[Dataset records]

Begin

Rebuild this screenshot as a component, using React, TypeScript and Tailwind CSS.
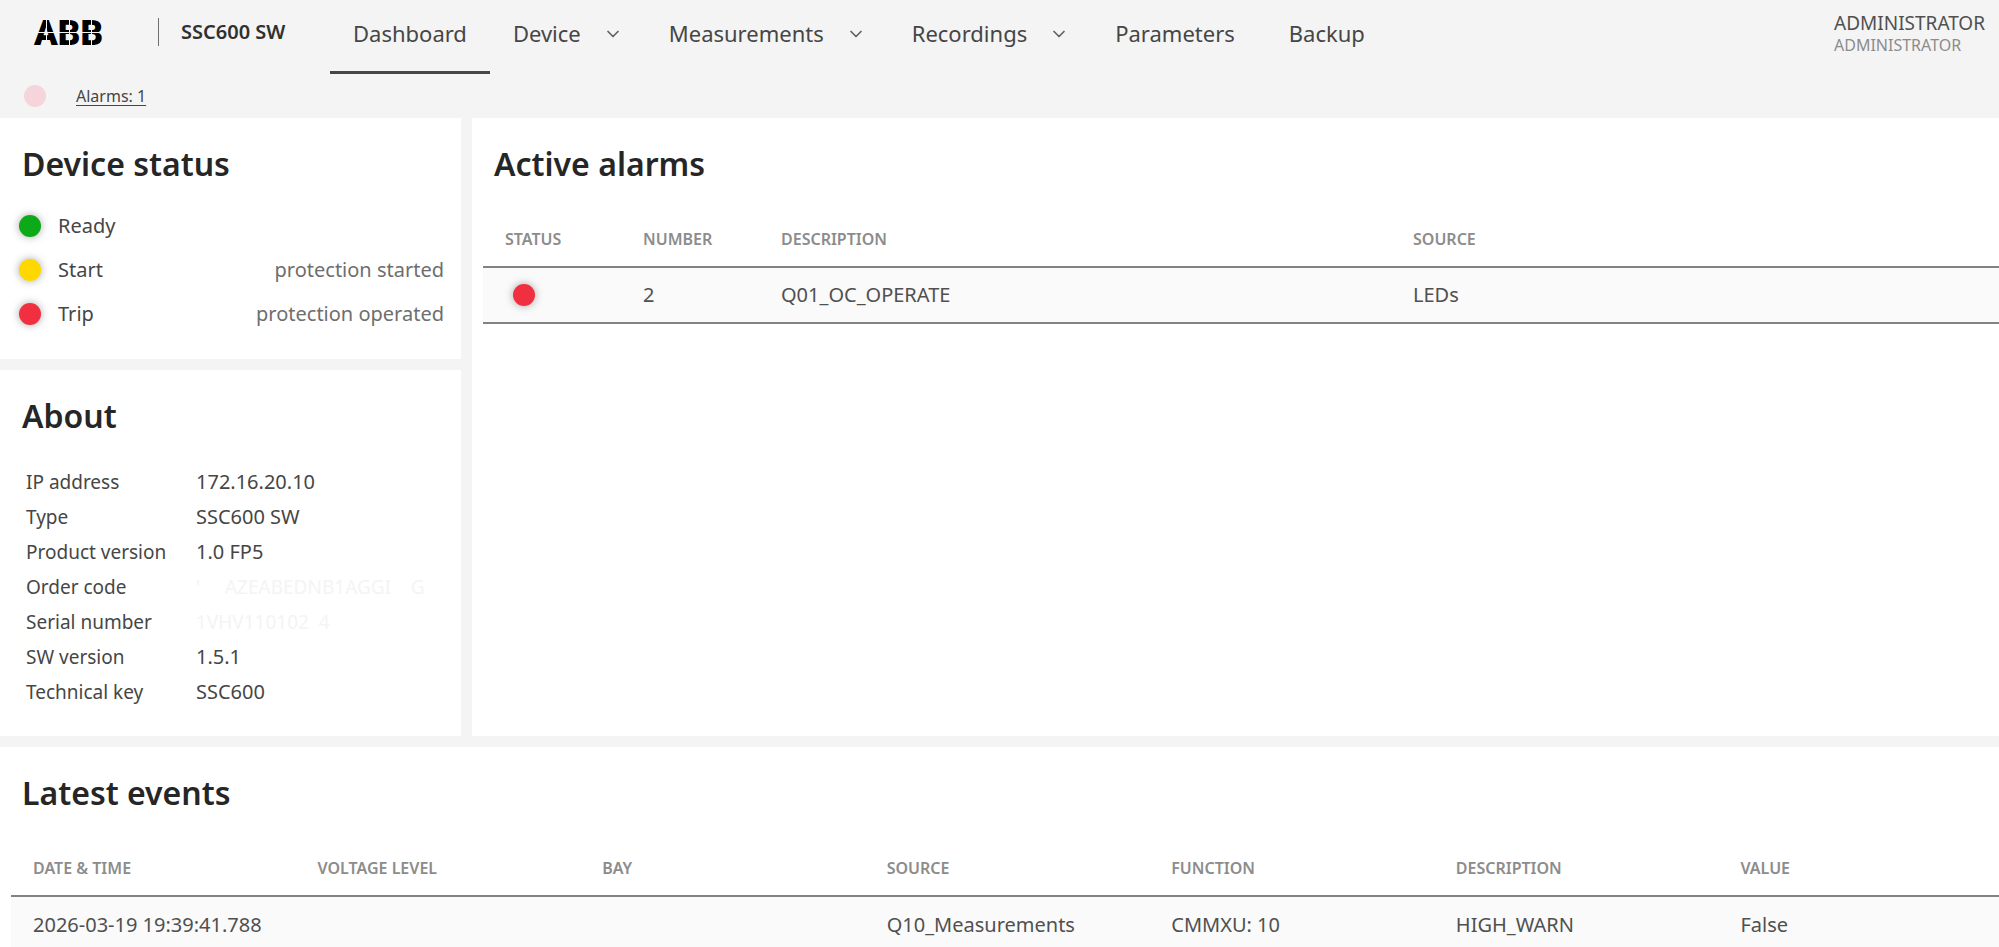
import { ChevronDown } from 'lucide-react';
import clsx from 'clsx';

type NavItem = {
  label: string;
  active?: boolean;
  menu?: boolean;
}

const navItems: NavItem[] = [
  { label: 'Dashboard', active: true },
  { label: 'Device', menu: true },
  { label: 'Measurements', menu: true },
  { label: 'Recordings', menu: true },
  { label: 'Parameters' },
  { label: 'Backup' },
];

const statusItems = [
  { label: 'Ready', color: 'bg-[#0ca919]', note: '' },
  { label: 'Start', color: 'bg-[#ffd800]', note: 'protection started' },
  { label: 'Trip', color: 'bg-[#f03040]', note: 'protection operated' },
];

const aboutItems = [
  { label: 'IP address', value: '172.16.20.10' },
  { label: 'Type', value: 'SSC600 SW' },
  { label: 'Product version', value: '1.0 FP5' },
  { label: 'Order code', value: "'     AZEABEDNB1AGGI    G", masked: true },
  { label: 'Serial number', value: '1VHV110102  4', masked: true },
  { label: 'SW version', value: '1.5.1' },
  { label: 'Technical key', value: 'SSC600' },
];

const alarmColumns = [
  { label: 'STATUS', width: 'w-[138px]' },
  { label: 'NUMBER', width: 'w-[138px]' },
  { label: 'DESCRIPTION', width: 'w-[632px]' },
  { label: 'SOURCE', width: '' },
];

const eventColumns = ['DATE & TIME', 'VOLTAGE LEVEL', 'BAY', 'SOURCE', 'FUNCTION', 'DESCRIPTION', 'VALUE'];
const events = [
  ['2026-03-19 19:39:41.788', '', '', 'Q10_Measurements', 'CMMXU: 10', 'HIGH_WARN', 'False'],
];

const thClass = "h-[55px] px-[22px] text-left text-base font-semibold text-[#8c8c8c]";
const tdClass = "h-14 px-[22px] text-xl whitespace-nowrap text-[#505050]";

function Led({ className }: { className: string }) {
  return <span className={clsx('block size-[22px] shrink-0 rounded-full', className)} />;
}

function Logo() {
  return (
    <svg className="overflow-visible" width="70" height="48" viewBox="0 0 70 48" role="img" aria-label="ABB">
      <text x="0" y="37" fontFamily="Roboto" fontWeight="900" fontSize="35">ABB</text>
      <path d="M0 24.5H70M12.5 11V38M35.5 11V38M57.5 11V38" stroke="#f4f4f4" strokeWidth="1" />
    </svg>
  );
}

function Header() {
  return (
    <header className="h-[118px] bg-[#f4f4f4]">
      <div className="flex h-[74px] items-start">
        <div className="flex h-16 w-[330px] shrink-0 items-center pl-[34px]">
          <Logo />
          <span className="ml-[54px] h-7 w-px bg-[#6e6e6e]" />
          <span className="ml-[22px] text-xl font-semibold text-[#303030]">SSC600 SW</span>
        </div>
        <nav className="flex">
          {navItems.map((item) => (
            <button
              key={item.label}
              type="button"
              className={clsx(
                'flex h-[74px] items-center border-b-3 px-[23px] pb-1 text-[22px] text-[#464646] last:ml-2',
                item.active ? 'border-[#464646]' : 'border-transparent'
              )}
            >
              {item.label}
              {item.menu && <ChevronDown className="ml-[22px] size-5 text-[#606060]" strokeWidth={2} />}
            </button>
          ))}
        </nav>
        <div className="ml-auto w-[165px] pt-3">
          <p className="text-[19px] leading-[22px] text-[#505050]">ADMINISTRATOR</p>
          <p className="text-base leading-[22px] text-[#8c8c8c]">ADMINISTRATOR</p>
        </div>
      </div>
      <div className="flex h-11 items-center pl-6">
        <Led className="bg-[#f5d5db]" />
        <a href="#alarms" className="ml-[30px] text-base text-[#464646] underline underline-offset-3">Alarms: 1</a>
      </div>
    </header>
  );
}

function Title({ children }: { children: string }) {
  return <h2 className="text-[32px] leading-10 font-semibold text-[#262626]">{children}</h2>;
}

export default function App() {
  return (
    <div className="flex h-screen flex-col overflow-hidden bg-[#f4f4f4] font-['Noto_Sans',sans-serif]">
      <Header />
      <main className="flex flex-1 flex-col gap-[11px]">
        <div className="grid grid-cols-[461px_1fr] gap-[11px]">
          <div className="flex flex-col gap-[11px]">
            <section className="h-[241px] bg-white pt-[26px] pr-[17px] pl-[22px]">
              <Title>Device status</Title>
              <ul className="mt-5">
                {statusItems.map((item) => (
                  <li key={item.label} className="flex h-11 items-center text-xl text-[#464646]">
                    <Led className={clsx('-ml-[3px] shadow-[0_0_8px_rgba(0,0,0,0.35)]', item.color)} />
                    <span className="ml-[17px]">{item.label}</span>
                    <span className="ml-auto text-[#6e6e6e]">{item.note}</span>
                  </li>
                ))}
              </ul>
            </section>
            <section className="h-[366px] bg-white pt-[26px] pl-[22px]">
              <Title>About</Title>
              <table className="mt-7 ml-1 text-[19px] text-[#464646]">
                <tbody>
                  {aboutItems.map((item) => (
                    <tr key={item.label}>
                      <th scope="row" className="h-[35px] w-[170px] p-0 text-left leading-6 font-normal">{item.label}</th>
                      <td className={clsx('p-0 leading-6 whitespace-pre', item.masked ? 'text-[#f4f4f4]' : 'text-xl/6')}>{item.value}</td>
                    </tr>
                  ))}
                </tbody>
              </table>
            </section>
          </div>
          <section id="alarms" className="bg-white pt-[26px] pl-[11px]">
            <div className="pl-[11px]"><Title>Active alarms</Title></div>
            <table className="mt-7 w-full table-fixed border-collapse">
              <thead>
                <tr className="border-b-2 border-[#808380]">
                  {alarmColumns.map((col) => (
                    <th key={col.label} className={clsx(thClass, col.width)}>{col.label}</th>
                  ))}
                </tr>
              </thead>
              <tbody>
                <tr className="border-b-2 border-[#808380] bg-[#fafafa]">
                  <td className="h-14 px-[30px]"><Led className="bg-[#f03040] shadow-[0_0_8px_rgba(0,0,0,0.35)]" /></td>
                  <td className={tdClass}>2</td>
                  <td className={tdClass}>Q01_OC_OPERATE</td>
                  <td className={tdClass}>LEDs</td>
                </tr>
              </tbody>
            </table>
          </section>
        </div>
        <section className="-mr-1 flex-1 bg-white pt-[26px] pl-[11px]">
          <div className="pl-[11px]"><Title>Latest events</Title></div>
          <table className="mt-7 w-full table-fixed border-collapse">
            <thead>
              <tr className="border-b-2 border-[#808380]">
                {eventColumns.map((col) => (
                  <th key={col} className={thClass}>{col}</th>
                ))}
              </tr>
            </thead>
            <tbody>
              {events.map((row) => (
                <tr key={row[0]} className="bg-[#fafafa]">
                  {row.map((cell, i) => (
                    <td key={i} className={tdClass}>{cell}</td>
                  ))}
                </tr>
              ))}
            </tbody>
          </table>
        </section>
      </main>
    </div>
  );
}
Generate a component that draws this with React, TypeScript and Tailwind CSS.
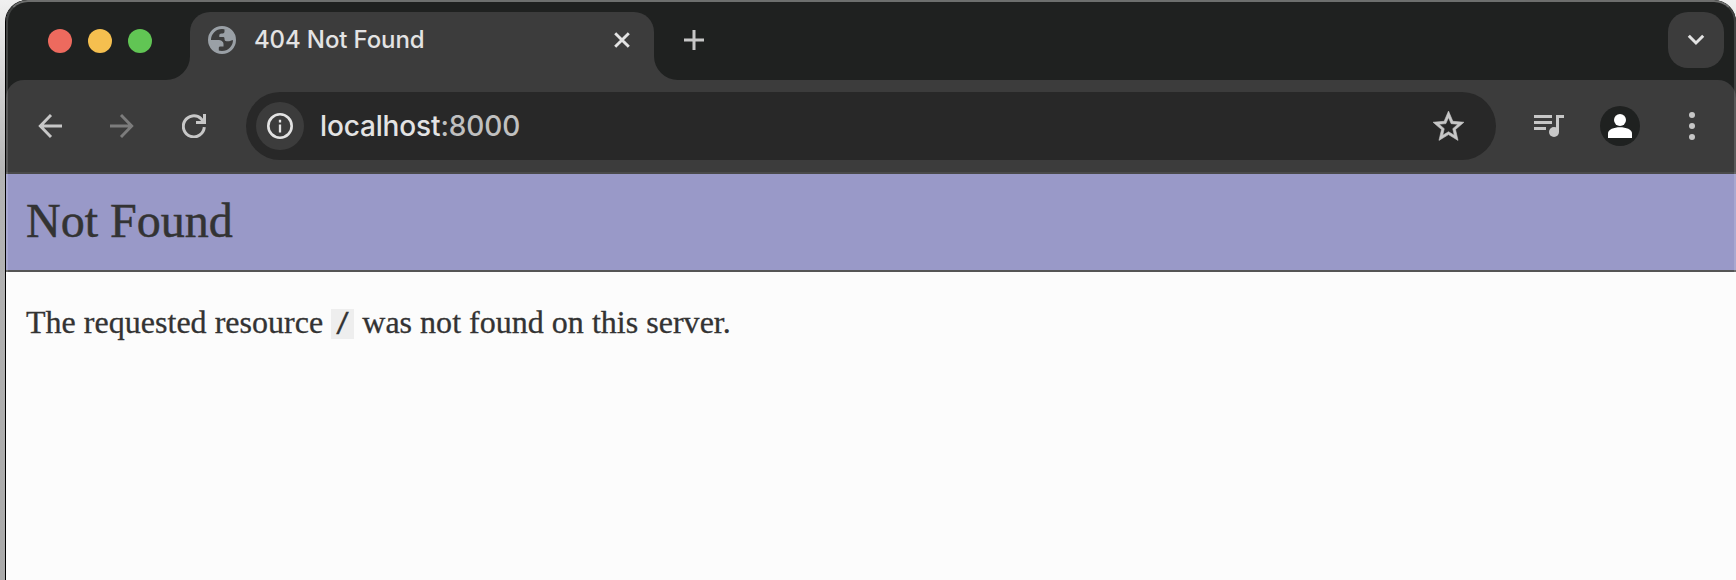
import React from "react";

function Globe() {
  return (
    <svg viewBox="0 0 28 28" className="h-7 w-7 shrink-0">
      <circle cx="14" cy="14" r="12.5" fill="none" stroke="#9aa0a6" strokeWidth="3" />
      <path
        d="M16.500 3V5.500C16.500 7 15.500 7.500 14 7.500H13.500C12 7.500 11.300 8.300 11.300 9.500V11H15C16 11 16.500 11.500 16.500 12.500V13C16.500 14.500 17.300 15.200 18.500 15.200H21C22.500 15.200 23.500 14 25.500 14V8L22 4z"
        fill="#9aa0a6"
      />
      <path
        d="M1.500 14H10C13 14 15.500 15.500 15.500 18V20.500H12.500C11.300 20.500 10.800 21 10.800 22V25.500L5 23z"
        fill="#9aa0a6"
      />
    </svg>
  );
}

function TabStrip() {
  return (
    <div className="flex h-20 w-full shrink-0 items-end bg-[#1f2120]">
      <div className="flex h-20 w-40 shrink-0 items-center gap-4 pl-[42px] pt-0.5">
        <span className="h-6 w-6 rounded-full bg-[#ed6a5e]" />
        <span className="h-6 w-6 rounded-full bg-[#f5bf4f]" />
        <span className="h-6 w-6 rounded-full bg-[#61c554]" />
      </div>
      <svg viewBox="0 0 24 24" className="h-6 w-6 shrink-0">
        <path d="M24 0A24 24 0 0 1 0 24H24z" fill="#3c3c3c" />
      </svg>
      <div className="flex h-[68px] w-[464px] shrink-0 items-center rounded-t-[20px] bg-[#3c3c3c] pb-3 pl-[18px] pr-6">
        <Globe />
        <span className="ml-[18px] flex-1 whitespace-nowrap font-['Inter',sans-serif] text-[24px] font-medium leading-7 tracking-[-0.13px] text-[#e3e3e3]">
          404 Not Found
        </span>
        <svg viewBox="0 0 16 16" className="h-4 w-4">
          <path d="M1.200 1.200L14.800 14.800M14.800 1.200L1.200 14.800" stroke="#e3e3e3" strokeWidth="2.900" />
        </svg>
      </div>
      <svg viewBox="0 0 24 24" className="h-6 w-6 shrink-0">
        <path d="M0 0A24 24 0 0 0 24 24H0z" fill="#3c3c3c" />
      </svg>
      <svg viewBox="0 0 20 20" className="mb-[30px] ml-1.5 h-5 w-5">
        <path d="M10 0V20M0 10H20" stroke="#c7c7c7" strokeWidth="3" />
      </svg>
      <div className="mb-3 ml-auto mr-3 flex h-14 w-14 items-center justify-center rounded-[20px] bg-[#3c3c3c]">
        <svg viewBox="0 0 18 12" className="h-3 w-[18px]">
          <path d="M1.800 1.800L9 9L16.200 1.800" fill="none" stroke="#e3e3e3" strokeWidth="3" />
        </svg>
      </div>
    </div>
  );
}

function Toolbar() {
  return (
    <div className="flex h-[94px] w-full shrink-0 items-center border-b-2 border-[#4a4a4a] bg-[#3c3c3c] pl-8">
      <svg viewBox="0 0 24 24" className="h-6 w-6 shrink-0">
        <path d="M24 12H3M13 1L2.300 12L13 23" fill="none" stroke="#c7c7c7" strokeWidth="2.900" />
      </svg>
      <svg viewBox="0 0 24 24" className="ml-12 h-6 w-6 shrink-0">
        <path d="M0 12H21M11 1L21.700 12L11 23" fill="none" stroke="#7c7c7c" strokeWidth="2.900" />
      </svg>
      <svg viewBox="0 0 24 24" className="ml-12 h-6 w-6 shrink-0">
        <path
          d="M22.300 13.200A10.500 10.500 0 1 1 19 4.700L22 7.800M14 8.400H22.500V0"
          fill="none"
          stroke="#c7c7c7"
          strokeWidth="3"
        />
      </svg>
      <div className="ml-10 flex h-[68px] w-[1250px] shrink-0 items-center rounded-full bg-[#282828] pl-2.5 pr-[29px]">
        <div className="flex h-12 w-12 items-center justify-center rounded-full bg-[#3c3c3c]">
          <svg viewBox="0 0 26 26" className="h-[26px] w-[26px]">
            <circle cx="13" cy="13" r="11.700" fill="none" stroke="#e3e3e3" strokeWidth="2.600" />
            <path d="M13 11.500V19.500M13 6.800V9.400" stroke="#e3e3e3" strokeWidth="2.300" />
          </svg>
        </div>
        <span className="ml-4 flex-1 whitespace-nowrap font-['Inter',sans-serif] text-[28px] font-medium leading-8 tracking-[-0.15px] text-[#e3e3e3]">
          localhost<span className="tracking-[-0.1px] text-[#c0c0c0]">:8000</span>
        </span>
        <svg viewBox="0 0 24 24" className="h-[37px] w-[37px]" fill="#c7c7c7" stroke="#c7c7c7" strokeWidth="0.400">
          <path d="M22 9.240l-7.190-.62L12 2 9.190 8.630 2 9.240l5.460 4.730L5.820 21 12 17.270 18.180 21l-1.630-7.030L22 9.240zM12 15.400l-3.760 2.270 1-4.280-3.320-2.880 4.380-.38L12 6.100l1.710 4.040 4.380.38-3.320 2.880 1 4.280L12 15.400z" />
        </svg>
      </div>
      <svg viewBox="0 0 30 24" className="ml-[38px] h-6 w-[30px] shrink-0">
        <path d="M0 2.500H18M0 8.500H18M0 14.500H12" stroke="#c7c7c7" strokeWidth="3" />
        <path d="M22 1H30V4H25V18H22z" fill="#c7c7c7" />
        <circle cx="20" cy="18" r="5" fill="#c7c7c7" />
      </svg>
      <div className="ml-9 flex h-10 w-10 shrink-0 items-center justify-center rounded-full bg-[#1f2120]">
        <svg viewBox="0 0 24 24" className="h-6 w-6">
          <circle cx="12" cy="6" r="6" fill="#fff" />
          <path d="M0 24V19.500C0 15.500 6 13.300 12 13.300S24 15.500 24 19.500V24z" fill="#fff" />
        </svg>
      </div>
      <svg viewBox="0 0 6 28" className="ml-[49px] h-7 w-1.5 shrink-0">
        <circle cx="3" cy="3" r="3" fill="#c7c7c7" />
        <circle cx="3" cy="14" r="3" fill="#c7c7c7" />
        <circle cx="3" cy="25" r="3" fill="#c7c7c7" />
      </svg>
    </div>
  );
}

export default function App() {
  return (
    <div className="h-[580px] w-[1736px] overflow-hidden bg-gradient-to-b from-[#f0f0f0] via-[#b4b4b4] via-30% to-[#aaaaaa] pl-[5px]">
      <div className="relative flex h-[600px] w-[1731px] flex-col overflow-hidden rounded-t-[22px] border-l border-black bg-[#fcfcfc]">
        <div className="bg-[#1f2120]">
          <TabStrip />
          <div className="overflow-hidden rounded-t-[18px]">
            <Toolbar />
          </div>
        </div>
        <header className="h-[98px] shrink-0 border-b-2 border-[#555] bg-[#9999c8] pl-5 pt-5">
          <h1 className="font-['Liberation_Serif',serif] text-[48px] font-normal leading-[54px] text-[#333] [-webkit-text-stroke:0.5px_#333]">
            Not Found
          </h1>
        </header>
        <p className="whitespace-nowrap pl-5 pt-[31px] font-['Liberation_Serif',serif] text-[32px] leading-[38px] tracking-[0.02px] text-[#333] [-webkit-text-stroke:0.3px_#333]">
          The requested resource{" "}
          <code className="inline-block h-[30px] w-[23px] bg-[#eee] text-center align-[1px] font-['DejaVu_Sans_Mono',monospace] text-[26px] leading-[28px]">
            /
          </code>{" "}
          was not found on this server.
        </p>
        <div className="pointer-events-none absolute inset-0 rounded-t-[22px] border-2 border-white/15 border-t-white/35" />
      </div>
    </div>
  );
}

End

**SET PROBLEM**
From the entries above, copy each line holding "Tailwind".

**TASK OUTPUT**
Rebuild this screenshot as a component, using React, TypeScript and Tailwind CSS.
Generate a component that draws this with React, TypeScript and Tailwind CSS.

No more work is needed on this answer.